My "Outrageous Demands"
My outrageous demands were to either give me credit for the pieces I'd written and his name were on, or take them down.  I don't think that's outrageous.  Do you?

We Followed His Use Policy
It should be clear from the examples below he most certainly did not.  My use policy was very open at the time.  It said, in part, "feel free to use anything you find here, but be sure you give credit where credit is due, and provide links back to the original article."  I don't think you have to be a genius to see that in the photo below, that I'm not listed as the author--he is.  Does that seem like "credit where credit is due?"  We did change our Use Policy and it should be obvious why--blatant misuse and abuse on the part of this website. 

I blurred it, but that's not my name in the by-line, it's his.  There are 1018 people
out there that think he's one hell of a writer.  This is only one article.

On a few of the pieces he claimed authorship on (that were actually mine) he did list me as a "source" at the bottom--but very few.  He kept arguing this point as if that was good enough.  First of all, it wasn't on all of them, and secondly, most people know what a source is--a source is material you reference for your facts when you write a book or an article.  I've been researching and writing for a long, long time, so believe me, that's the universal definition of "source" when it comes to writing.  As you can see there's no links back to me, or my website, or the Midnight Freemasons--both of those links lead back to different forums on his website.  And his name again appears at the bottom. 

On a couple of the "borrowed pieces" I was listed as a "source" at the bottom.

He was unwilling to attribute the pieces properly, so I insisted that my pieces be taken down. It was not his choice as he suggested--he wasn't given a choice.  It was my work, and I'm not going to allow somebody else to put their name on it.  I made that decision, and my friends at the Midnight Freemasons (all twelve of them) on their own, made the group decision they didn't want their material posted there either for the exact same reason--we work too hard on that material to have somebody else take credit for it. 

I also decided to keep my disagreement with this individual private--and I have.  I've never named him or the website out of respect for the people that enjoy that website, and those that contribute to it.  After all, we are all Masons, and even though we won't always agree, I had hoped we could remain respectful. 

At least that's the way I decided to handle it.  Perhaps he'll come to understand that there is a better way of dealing with disagreements than airing dirty laundry and trying to embarrass others in public.  I know he'll see this.  He's a big fan of mine.  Although I didn't know it, I was once a major contributor to his website.  :-)

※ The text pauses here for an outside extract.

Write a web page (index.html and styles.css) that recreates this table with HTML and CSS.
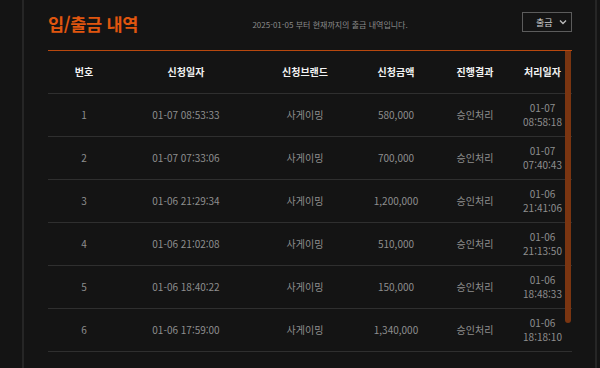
FILE: index.html
```html
<!DOCTYPE html>
<html lang="ko">
<head>
<meta charset="utf-8">
<title>입/출금 내역</title>
<link rel="stylesheet" href="styles.css">
</head>
<body>
<div class="panel">
  <div class="top">
    <h1 class="title">입/출금 내역</h1>
    <p class="subtitle">2025-01-05 부터 현재까지의 출금 내역입니다.</p>
    <div class="select">
      <span>출금</span>
      <svg class="chev" width="8" height="6" viewBox="0 0 8 6"><path d="M1 1.5 L4 4.5 L7 1.5" fill="none" stroke="#bbb" stroke-width="1.4"/></svg>
    </div>
  </div>
  <div class="table-wrap">
    <table class="list">
      <colgroup>
        <col class="c1"><col class="c2"><col class="c3"><col class="c4"><col class="c5"><col class="c6">
      </colgroup>
      <thead>
        <tr><th>번호</th><th>신청일자</th><th>신청브랜드</th><th>신청금액</th><th>진행결과</th><th>처리일자</th></tr>
      </thead>
      <tbody>
        <tr><td>1</td><td>01-07 08:53:33</td><td>사게이밍</td><td>580,000</td><td>승인처리</td><td>01-07 08:58:18</td></tr>
        <tr><td>2</td><td>01-07 07:33:06</td><td>사게이밍</td><td>700,000</td><td>승인처리</td><td>01-07 07:40:43</td></tr>
        <tr><td>3</td><td>01-06 21:29:34</td><td>사게이밍</td><td>1,200,000</td><td>승인처리</td><td>01-06 21:41:06</td></tr>
        <tr><td>4</td><td>01-06 21:02:08</td><td>사게이밍</td><td>510,000</td><td>승인처리</td><td>01-06 21:13:50</td></tr>
        <tr><td>5</td><td>01-06 18:40:22</td><td>사게이밍</td><td>150,000</td><td>승인처리</td><td>01-06 18:48:33</td></tr>
        <tr><td>6</td><td>01-06 17:59:00</td><td>사게이밍</td><td>1,340,000</td><td>승인처리</td><td>01-06 18:18:10</td></tr>
      </tbody>
    </table>
    <div class="thumb"></div>
  </div>
</div>
</body>
</html>
```
FILE: styles.css
```css
html, body {
  margin: 0;
  padding: 0;
  height: 368px;
  overflow: hidden;
  background: #141414;
}
body {
  font-family: "Noto Sans CJK KR", "Noto Sans", sans-serif;
  color: #8e8e8e;
}
.panel {
  margin-left: 22px;
  width: 524px;
  min-height: 368px;
  padding: 0 23px 0 24px;
  border-left: 2px solid #262626;
  border-right: 2px solid #262626;
}
.top {
  display: flex;
  align-items: center;
  height: 48px;
  margin-bottom: 2px;
}
.title {
  margin: 0;
  font-size: 17.5px;
  font-weight: 700;
  letter-spacing: -0.3px;
  color: #e0560f;
  line-height: 1;
}
.subtitle {
  flex: 1;
  margin: 0;
  text-align: center;
  font-size: 8px;
  color: #8a8a8a;
}
.select {
  box-sizing: border-box;
  width: 50px;
  height: 20px;
  margin-top: -4px;
  border: 1px solid #5c5c5c;
  display: flex;
  align-items: center;
  justify-content: space-between;
  padding: 0 4px 0 13px;
  font-size: 9px;
  color: #cfcfcf;
}
.chev {
  display: block;
}
.table-wrap {
  position: relative;
  border-top: 1px solid #b8480e;
}
.list {
  width: 524px;
  table-layout: fixed;
  border-collapse: collapse;
}
.c1 { width: 72px; }
.c2 { width: 132px; }
.c3 { width: 106px; }
.c4 { width: 76px; }
.c5 { width: 82px; }
.c6 { width: 56px; }
.list th, .list td {
  height: 42px;
  padding: 0 4px;
  text-align: center;
  border-bottom: 1px solid #2f2f2f;
  font-size: 10px;
  line-height: 14px;
}
.list th:last-child, .list td:last-child {
  padding: 0 7px 0 4px;
}
.list th {
  color: #f2f2f2;
  font-weight: 700;
}
.list td {
  color: #8e8e8e;
}
.thumb {
  position: absolute;
  top: 0;
  right: 1px;
  width: 6px;
  height: 272px;
  background: #7a3511;
  border-radius: 0 0 3px 3px;
}
```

I didn't write this to embarrass anyone--if that had been my intention I would have named names.  I do it to illustrate a point.  We live in a very copy/paste world, and for some reason many believe that anything you find on the internet can be used.  But writers like me (and the Midnight Freemasons) spend countless hours creating these articles and pieces.  I spent a couple weeks working on the article I used in this example alone--just so somebody else could lift it and claim it as their own.  Plagiarism is theft.  It's very frustrating for creative people to have their little "brain children" swiped by less-than-scrupulous individuals.

So remember that when you're reposting material.  Always give the author credit.  It's never cool to write your name on somebody else's paper.